According to UNICEF's Children in the Republic of Moldova: Situation Analysis 2016, 76% of children aged 2 to 14 years have been subjected to violent methods of discipline at home, and almost every second adolescent knows a victim of bullying at school. Among other social-economic factors, acts of violence are largely caused and perpetuated by harmful social norms, a culture of violence in society and family, and low parenting skills.
In this context, Tdh works to combat the extensive phenomenon of violence against children in Moldova via:
- preventing violence among children in schools by transforming the school environment, empowering children, and training teachers;
- preventing child maltreatment in the family by improving parents’ capacity and empowering children;
- and contributing to reducing harmful social norms.
More than 3000 children, 1000 parents, 300 teachers, and 300 child protection professionals will be engaged in the project’s activities.
At the launching event, Mirela, a student from the village of Chetrosu, shared her belief that ‘one of the biggest problems in our school is violence among children, especially verbal and discrimination. In my opinion, these children, who cause "problems", should not be threatened or isolated, but involved in various activities’. Within the project, Mirela wants to set up a discussion group for students at her school, where anyone, regardless of their ‘reputation’, can participate and contribute to finding solutions to school problems.

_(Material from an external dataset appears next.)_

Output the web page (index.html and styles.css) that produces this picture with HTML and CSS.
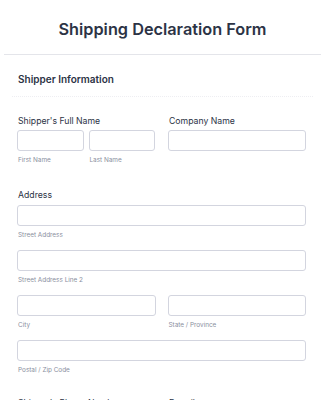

In order to prevent violence and bullying in schools, our Moldova team will support 30 schools becoming centres of non-violence by:
- setting up and equipping youth-friendly spaces in each school;
- training and empowering 150 children to establish and organise "ALEG" ("I CHOOSE") youth clubs, and to conduct peer-to-peer activities focused on preventing violence among children;
- developing and carrying out training programmes for teachers and psychologists on preventing bullying and violence among children, and a training programme for children on preventing violence, promoting gender equality, tolerance, and participation.
Anatol Oprea, Child Protection Specialist at Tdh Moldova and coordinator of the project, emphasised the importance of parents' engagement, especially fathers’, in this project: "We want to change the belief that children’s education is the duty of mothers. I am particularly interested in this aspect of the project because the active engagement of fathers in children’s upbringing and education improves children’s social and cognitive skills, and increases their resilience."
To provide a safe and nurturing environment for children at home, Tdh wants to change parents' views on violent methods of disciplining by:
- improving parents' knowledge and skills through a parenting programme and monthly meetings with them;
- setting up nine new ludotecas (‘toy libraries’) that are safe places for children to spend time and participate in activities – and equipping with 21 existing toy libraries with new supplies;
- engaging children in psycho-social activities to develop their ability to act on behalf of their own interests and increase their resilience to cope with stress and adversity.
"Unfortunately, the belief that disciplining the child involves beating them still prevails in our society. This happens not because people are mean, but because they lack the proper knowledge. This is the main reason that the project hooked me – it emphasises the engagement of parents", says Eugenia Bordeiau, interim principal of the ‘Olimp’ high school in the village of Costesti.
To change harmful social norms that perpetuate violence against children, Tdh will focus on the active participation of fathers – an approach strongly promoted by the organisation. Thus, we will train teachers to carry out activities focusing on the importance of a fathers' role in their children's upbringing. At least 600 fathers will participate in monthly meetings and activities.
Other planned activities which will contribute to reducing harmful social norms include:
- inviting 150 children to participate in the social theatre programme, which will stage social theatre performances promoting human rights, tolerance for diversity, gender equality, and participation;
- an informative session for child protection professionals on their role in shaping social norms and the strategies they can use as messengers of positive social norms;
- and a small grants programme for the beneficiary communities to promote the positive social norms.
This project is a continuation of work that began in 2004 in Moldova to prevent violence against children by increasing children’s resilience, strengthening families, building the capacity of professionals, and mobilising communities.